* Start THE INPUT *

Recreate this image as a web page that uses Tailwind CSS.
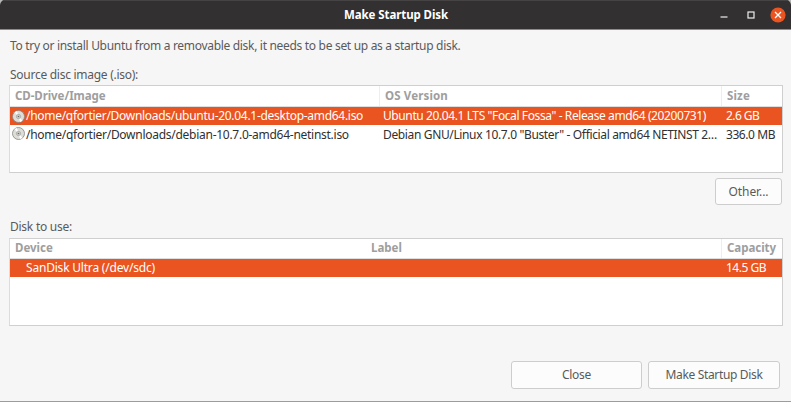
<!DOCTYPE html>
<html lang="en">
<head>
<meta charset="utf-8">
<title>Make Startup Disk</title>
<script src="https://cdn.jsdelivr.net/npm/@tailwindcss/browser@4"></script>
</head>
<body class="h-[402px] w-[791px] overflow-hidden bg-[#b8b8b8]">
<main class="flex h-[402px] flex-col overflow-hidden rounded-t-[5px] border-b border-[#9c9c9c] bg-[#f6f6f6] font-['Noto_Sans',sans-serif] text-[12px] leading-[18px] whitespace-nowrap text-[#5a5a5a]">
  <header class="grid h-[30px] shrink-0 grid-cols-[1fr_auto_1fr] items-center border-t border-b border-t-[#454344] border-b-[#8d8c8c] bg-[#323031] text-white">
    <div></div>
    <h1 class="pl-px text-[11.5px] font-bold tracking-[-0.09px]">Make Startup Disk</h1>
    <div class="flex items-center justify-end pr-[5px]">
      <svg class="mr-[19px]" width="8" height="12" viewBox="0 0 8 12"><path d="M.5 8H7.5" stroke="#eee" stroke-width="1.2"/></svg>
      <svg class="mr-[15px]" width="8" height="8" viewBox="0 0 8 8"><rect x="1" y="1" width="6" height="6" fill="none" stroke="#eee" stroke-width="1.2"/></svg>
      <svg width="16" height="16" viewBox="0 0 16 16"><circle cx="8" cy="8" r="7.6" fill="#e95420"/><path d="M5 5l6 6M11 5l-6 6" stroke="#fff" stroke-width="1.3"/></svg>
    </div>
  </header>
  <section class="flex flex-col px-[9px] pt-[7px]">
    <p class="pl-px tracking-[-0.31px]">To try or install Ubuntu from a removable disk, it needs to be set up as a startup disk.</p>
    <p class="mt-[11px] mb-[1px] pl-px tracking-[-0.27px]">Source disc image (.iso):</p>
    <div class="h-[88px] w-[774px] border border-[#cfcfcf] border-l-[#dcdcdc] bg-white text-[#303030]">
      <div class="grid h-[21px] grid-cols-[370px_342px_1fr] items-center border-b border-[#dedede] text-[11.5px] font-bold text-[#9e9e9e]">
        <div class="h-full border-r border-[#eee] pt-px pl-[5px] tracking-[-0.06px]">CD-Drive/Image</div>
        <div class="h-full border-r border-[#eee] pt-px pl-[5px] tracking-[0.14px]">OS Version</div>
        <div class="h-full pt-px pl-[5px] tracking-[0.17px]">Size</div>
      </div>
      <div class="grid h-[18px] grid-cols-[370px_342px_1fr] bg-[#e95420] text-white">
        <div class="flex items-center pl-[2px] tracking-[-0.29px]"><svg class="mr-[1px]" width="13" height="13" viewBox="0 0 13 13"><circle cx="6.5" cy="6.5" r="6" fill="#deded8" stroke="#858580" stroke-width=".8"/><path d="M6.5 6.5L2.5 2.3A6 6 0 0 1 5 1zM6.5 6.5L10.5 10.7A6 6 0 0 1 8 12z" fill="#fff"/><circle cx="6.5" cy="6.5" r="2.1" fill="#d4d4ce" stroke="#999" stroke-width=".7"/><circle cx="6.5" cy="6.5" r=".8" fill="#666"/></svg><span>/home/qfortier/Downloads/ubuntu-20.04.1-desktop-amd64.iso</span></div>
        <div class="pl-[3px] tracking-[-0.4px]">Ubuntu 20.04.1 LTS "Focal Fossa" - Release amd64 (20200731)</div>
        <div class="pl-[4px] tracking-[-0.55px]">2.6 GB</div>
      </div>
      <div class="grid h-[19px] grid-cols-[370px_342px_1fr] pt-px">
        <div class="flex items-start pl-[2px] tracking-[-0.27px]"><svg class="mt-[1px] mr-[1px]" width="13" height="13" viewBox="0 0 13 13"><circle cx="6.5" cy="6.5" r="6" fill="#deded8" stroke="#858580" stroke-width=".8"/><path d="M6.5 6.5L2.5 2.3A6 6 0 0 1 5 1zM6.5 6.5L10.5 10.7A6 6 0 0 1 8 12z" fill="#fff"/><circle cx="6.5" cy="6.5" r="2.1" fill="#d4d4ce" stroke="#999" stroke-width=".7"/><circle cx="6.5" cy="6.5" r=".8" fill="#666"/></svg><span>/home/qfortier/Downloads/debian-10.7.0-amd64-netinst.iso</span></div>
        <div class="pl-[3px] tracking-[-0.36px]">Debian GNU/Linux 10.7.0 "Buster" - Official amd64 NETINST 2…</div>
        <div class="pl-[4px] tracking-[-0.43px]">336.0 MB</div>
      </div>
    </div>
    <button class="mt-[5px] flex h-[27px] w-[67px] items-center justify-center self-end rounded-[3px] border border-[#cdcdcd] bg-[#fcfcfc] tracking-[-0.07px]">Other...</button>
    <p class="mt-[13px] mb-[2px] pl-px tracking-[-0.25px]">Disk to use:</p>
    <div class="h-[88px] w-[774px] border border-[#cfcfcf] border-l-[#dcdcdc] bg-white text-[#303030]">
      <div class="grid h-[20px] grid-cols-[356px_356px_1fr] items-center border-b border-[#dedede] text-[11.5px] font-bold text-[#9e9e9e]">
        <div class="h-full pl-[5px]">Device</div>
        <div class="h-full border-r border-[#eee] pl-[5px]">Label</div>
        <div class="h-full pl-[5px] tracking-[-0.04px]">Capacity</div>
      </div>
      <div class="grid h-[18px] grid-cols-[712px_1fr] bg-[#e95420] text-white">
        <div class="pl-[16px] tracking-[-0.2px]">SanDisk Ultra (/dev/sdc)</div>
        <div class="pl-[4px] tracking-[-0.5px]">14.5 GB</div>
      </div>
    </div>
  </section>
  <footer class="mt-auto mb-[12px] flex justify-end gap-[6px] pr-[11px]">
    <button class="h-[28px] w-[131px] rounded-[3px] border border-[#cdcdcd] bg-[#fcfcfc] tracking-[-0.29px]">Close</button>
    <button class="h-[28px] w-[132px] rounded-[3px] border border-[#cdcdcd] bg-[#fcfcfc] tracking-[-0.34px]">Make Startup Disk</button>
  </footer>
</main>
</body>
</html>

* End THE INPUT *
* Start THE INPUT *

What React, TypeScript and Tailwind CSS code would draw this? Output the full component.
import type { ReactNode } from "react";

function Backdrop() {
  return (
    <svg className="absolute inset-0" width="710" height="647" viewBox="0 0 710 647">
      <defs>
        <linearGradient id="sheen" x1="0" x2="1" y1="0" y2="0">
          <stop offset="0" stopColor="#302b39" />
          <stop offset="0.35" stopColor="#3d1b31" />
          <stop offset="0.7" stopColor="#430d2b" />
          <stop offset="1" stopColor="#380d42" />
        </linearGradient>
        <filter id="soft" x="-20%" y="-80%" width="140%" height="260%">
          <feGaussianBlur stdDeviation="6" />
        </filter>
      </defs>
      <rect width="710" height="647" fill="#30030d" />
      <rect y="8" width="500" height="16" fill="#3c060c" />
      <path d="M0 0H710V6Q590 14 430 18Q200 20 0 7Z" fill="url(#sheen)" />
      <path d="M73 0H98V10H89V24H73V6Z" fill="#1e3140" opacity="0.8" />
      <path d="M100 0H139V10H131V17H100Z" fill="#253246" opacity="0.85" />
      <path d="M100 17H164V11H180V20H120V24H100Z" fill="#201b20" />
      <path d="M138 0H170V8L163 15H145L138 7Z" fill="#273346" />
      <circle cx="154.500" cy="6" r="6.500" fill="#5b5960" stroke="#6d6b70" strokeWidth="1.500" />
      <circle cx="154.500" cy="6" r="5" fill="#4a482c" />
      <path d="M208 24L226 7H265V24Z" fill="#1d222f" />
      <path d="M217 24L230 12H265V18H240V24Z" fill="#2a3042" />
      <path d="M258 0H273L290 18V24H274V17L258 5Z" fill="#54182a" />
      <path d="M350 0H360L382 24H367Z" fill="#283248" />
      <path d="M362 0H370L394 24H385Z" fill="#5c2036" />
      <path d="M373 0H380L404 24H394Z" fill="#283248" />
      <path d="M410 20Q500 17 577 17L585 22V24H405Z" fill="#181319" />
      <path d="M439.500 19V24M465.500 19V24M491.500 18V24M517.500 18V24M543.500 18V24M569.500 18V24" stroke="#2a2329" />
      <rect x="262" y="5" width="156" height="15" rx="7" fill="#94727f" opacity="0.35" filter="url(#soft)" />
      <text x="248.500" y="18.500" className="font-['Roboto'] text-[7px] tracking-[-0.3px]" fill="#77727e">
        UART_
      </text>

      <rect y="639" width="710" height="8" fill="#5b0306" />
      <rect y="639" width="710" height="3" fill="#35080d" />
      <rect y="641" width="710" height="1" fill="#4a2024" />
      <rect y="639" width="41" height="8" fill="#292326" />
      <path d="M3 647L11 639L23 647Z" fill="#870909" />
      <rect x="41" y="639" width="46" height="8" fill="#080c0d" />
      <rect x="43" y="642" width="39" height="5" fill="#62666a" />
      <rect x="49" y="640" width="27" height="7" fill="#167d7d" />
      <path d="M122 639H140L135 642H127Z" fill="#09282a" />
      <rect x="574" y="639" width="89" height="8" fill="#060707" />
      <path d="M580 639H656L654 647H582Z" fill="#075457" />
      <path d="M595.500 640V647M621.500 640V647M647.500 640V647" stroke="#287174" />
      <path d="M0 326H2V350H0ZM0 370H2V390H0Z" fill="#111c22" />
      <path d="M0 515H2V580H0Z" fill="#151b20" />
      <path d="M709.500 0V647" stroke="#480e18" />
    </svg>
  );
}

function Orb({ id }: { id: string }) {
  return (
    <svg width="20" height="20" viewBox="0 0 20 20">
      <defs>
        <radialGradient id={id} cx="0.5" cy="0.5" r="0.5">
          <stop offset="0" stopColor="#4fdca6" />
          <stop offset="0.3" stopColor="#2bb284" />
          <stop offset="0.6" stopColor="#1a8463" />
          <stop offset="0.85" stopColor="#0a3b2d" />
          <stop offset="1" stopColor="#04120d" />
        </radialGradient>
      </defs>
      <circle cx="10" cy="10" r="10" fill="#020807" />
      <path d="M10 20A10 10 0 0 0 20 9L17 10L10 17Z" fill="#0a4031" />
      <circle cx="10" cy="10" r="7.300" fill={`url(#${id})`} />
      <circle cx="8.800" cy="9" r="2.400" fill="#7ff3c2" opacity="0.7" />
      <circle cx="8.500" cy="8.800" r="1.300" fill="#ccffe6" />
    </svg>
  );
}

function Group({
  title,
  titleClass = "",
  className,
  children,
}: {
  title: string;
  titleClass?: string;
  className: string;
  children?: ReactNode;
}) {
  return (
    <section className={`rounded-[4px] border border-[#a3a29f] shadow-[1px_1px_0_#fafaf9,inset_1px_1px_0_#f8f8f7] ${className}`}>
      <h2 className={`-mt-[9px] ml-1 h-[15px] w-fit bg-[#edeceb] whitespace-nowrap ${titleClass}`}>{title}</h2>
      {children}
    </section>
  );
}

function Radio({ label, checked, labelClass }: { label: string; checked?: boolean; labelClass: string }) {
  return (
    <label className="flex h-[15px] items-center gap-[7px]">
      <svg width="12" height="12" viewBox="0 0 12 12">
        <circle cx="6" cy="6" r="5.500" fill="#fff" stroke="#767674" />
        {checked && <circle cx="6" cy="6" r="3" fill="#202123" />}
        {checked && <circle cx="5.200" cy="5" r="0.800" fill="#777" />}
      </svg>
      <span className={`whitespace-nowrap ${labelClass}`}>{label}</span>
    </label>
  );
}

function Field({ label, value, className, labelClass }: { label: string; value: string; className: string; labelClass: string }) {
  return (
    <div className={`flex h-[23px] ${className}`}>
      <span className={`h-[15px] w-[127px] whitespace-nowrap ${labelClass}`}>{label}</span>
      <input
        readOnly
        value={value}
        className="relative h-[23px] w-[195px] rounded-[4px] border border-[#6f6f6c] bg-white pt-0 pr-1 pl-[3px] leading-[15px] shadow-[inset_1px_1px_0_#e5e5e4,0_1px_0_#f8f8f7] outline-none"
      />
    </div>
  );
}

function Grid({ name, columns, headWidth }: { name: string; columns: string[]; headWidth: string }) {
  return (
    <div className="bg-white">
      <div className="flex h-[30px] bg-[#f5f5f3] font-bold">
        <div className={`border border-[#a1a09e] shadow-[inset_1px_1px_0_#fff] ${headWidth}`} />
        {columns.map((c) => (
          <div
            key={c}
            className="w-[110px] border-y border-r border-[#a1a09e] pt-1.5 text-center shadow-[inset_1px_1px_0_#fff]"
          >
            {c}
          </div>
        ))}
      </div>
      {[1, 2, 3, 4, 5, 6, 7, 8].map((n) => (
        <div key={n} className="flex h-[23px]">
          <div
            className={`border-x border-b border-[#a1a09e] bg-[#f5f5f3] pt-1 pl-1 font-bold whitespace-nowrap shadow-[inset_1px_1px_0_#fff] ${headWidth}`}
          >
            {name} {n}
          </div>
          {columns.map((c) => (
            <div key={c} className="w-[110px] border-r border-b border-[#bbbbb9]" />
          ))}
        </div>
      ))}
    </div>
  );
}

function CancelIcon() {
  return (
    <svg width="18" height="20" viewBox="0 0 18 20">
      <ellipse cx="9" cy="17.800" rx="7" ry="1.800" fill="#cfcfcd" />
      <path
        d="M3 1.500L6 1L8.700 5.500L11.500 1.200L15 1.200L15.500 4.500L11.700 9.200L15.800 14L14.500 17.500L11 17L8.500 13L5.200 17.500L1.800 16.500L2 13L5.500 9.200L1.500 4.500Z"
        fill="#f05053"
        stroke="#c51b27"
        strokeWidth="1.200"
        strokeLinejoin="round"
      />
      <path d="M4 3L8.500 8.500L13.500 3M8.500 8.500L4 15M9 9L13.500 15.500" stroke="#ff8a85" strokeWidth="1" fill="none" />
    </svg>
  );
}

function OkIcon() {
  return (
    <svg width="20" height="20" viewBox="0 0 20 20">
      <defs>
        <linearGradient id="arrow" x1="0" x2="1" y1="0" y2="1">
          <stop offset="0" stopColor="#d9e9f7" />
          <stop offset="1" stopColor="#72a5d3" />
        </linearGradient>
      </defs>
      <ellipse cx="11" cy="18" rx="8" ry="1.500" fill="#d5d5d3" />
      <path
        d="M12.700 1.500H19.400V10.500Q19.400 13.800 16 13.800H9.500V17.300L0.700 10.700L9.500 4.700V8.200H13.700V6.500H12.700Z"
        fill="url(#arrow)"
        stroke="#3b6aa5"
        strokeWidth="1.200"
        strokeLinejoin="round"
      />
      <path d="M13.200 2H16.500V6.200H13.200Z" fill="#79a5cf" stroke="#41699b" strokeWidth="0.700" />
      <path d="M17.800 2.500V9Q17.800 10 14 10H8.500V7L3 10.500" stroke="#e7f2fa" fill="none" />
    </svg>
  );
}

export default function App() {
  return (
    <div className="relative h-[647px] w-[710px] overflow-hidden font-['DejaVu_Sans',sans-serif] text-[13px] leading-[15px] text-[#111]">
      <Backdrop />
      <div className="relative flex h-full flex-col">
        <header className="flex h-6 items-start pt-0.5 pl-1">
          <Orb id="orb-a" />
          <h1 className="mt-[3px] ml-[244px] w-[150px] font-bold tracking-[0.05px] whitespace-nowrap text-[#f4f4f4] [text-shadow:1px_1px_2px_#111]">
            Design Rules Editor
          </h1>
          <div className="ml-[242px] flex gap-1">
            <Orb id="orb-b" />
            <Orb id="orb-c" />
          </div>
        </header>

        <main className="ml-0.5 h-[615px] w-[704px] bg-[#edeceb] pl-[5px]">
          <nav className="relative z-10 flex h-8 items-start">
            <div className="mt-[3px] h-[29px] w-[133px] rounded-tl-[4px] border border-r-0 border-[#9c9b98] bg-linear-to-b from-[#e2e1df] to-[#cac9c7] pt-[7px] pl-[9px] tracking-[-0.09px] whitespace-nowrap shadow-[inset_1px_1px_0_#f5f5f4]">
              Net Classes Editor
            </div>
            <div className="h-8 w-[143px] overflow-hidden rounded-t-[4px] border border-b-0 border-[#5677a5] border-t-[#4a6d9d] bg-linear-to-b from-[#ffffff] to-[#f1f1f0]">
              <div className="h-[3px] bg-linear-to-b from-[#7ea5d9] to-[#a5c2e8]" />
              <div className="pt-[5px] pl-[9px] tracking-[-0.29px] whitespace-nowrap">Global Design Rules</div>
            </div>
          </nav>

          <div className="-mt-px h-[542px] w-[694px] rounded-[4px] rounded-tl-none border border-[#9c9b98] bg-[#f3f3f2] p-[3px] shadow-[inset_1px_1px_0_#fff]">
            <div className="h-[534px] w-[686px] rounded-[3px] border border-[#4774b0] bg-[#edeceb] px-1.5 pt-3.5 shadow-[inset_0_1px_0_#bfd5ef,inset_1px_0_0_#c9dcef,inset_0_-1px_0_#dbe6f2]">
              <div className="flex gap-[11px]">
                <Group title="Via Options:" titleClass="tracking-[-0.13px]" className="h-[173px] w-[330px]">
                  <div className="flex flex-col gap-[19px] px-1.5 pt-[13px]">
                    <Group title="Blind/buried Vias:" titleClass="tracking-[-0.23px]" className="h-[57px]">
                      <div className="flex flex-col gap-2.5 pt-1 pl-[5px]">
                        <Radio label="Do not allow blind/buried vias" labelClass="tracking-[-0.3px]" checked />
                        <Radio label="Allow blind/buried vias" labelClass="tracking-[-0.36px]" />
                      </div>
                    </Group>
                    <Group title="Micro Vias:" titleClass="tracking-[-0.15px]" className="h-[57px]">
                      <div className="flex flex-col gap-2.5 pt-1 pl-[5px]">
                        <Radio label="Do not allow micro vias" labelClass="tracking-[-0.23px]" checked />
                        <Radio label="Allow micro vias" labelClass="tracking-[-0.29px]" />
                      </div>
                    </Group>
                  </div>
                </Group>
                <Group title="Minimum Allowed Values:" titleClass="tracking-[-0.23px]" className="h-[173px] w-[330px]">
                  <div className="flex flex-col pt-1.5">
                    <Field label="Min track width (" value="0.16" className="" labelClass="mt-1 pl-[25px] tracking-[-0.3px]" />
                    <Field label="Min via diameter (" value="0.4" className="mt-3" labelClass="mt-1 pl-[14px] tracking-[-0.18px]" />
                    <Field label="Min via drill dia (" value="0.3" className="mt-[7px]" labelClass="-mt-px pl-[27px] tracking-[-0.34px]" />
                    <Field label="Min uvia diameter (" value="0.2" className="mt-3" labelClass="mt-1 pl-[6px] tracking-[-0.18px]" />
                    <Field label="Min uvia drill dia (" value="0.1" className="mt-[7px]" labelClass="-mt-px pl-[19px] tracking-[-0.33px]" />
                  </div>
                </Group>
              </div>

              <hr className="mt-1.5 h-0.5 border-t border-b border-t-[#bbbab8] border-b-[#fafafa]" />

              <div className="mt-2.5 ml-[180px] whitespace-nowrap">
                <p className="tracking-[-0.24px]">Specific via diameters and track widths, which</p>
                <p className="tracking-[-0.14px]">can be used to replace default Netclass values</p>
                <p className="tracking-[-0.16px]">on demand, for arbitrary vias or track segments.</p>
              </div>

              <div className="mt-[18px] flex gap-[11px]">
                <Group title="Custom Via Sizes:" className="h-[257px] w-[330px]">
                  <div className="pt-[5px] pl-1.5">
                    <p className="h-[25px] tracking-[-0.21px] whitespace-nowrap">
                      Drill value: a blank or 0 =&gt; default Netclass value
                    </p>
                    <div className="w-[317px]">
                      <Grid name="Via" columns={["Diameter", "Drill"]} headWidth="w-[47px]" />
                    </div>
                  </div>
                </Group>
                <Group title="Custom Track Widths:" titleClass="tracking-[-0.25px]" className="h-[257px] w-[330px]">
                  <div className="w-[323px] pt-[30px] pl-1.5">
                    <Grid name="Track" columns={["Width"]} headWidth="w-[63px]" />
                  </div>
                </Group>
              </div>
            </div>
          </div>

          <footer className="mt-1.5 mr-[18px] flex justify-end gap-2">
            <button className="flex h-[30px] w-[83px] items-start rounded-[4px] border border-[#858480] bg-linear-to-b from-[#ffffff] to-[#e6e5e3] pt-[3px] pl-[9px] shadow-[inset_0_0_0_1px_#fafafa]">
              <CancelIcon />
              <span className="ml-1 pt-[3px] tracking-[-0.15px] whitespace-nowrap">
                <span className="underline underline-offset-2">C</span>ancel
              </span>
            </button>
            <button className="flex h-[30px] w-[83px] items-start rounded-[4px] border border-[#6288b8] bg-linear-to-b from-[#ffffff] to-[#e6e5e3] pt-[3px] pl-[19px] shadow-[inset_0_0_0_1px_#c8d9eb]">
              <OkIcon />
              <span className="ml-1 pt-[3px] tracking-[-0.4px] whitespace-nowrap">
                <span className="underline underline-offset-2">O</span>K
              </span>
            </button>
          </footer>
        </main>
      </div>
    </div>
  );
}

* End THE INPUT *

WHAT TO DO: Identify the lines that contain the string "this", and copy every one of them.

WORKED ANSWER:
Recreate this image as a web page that uses Tailwind CSS.
What React, TypeScript and Tailwind CSS code would draw this? Output the full component.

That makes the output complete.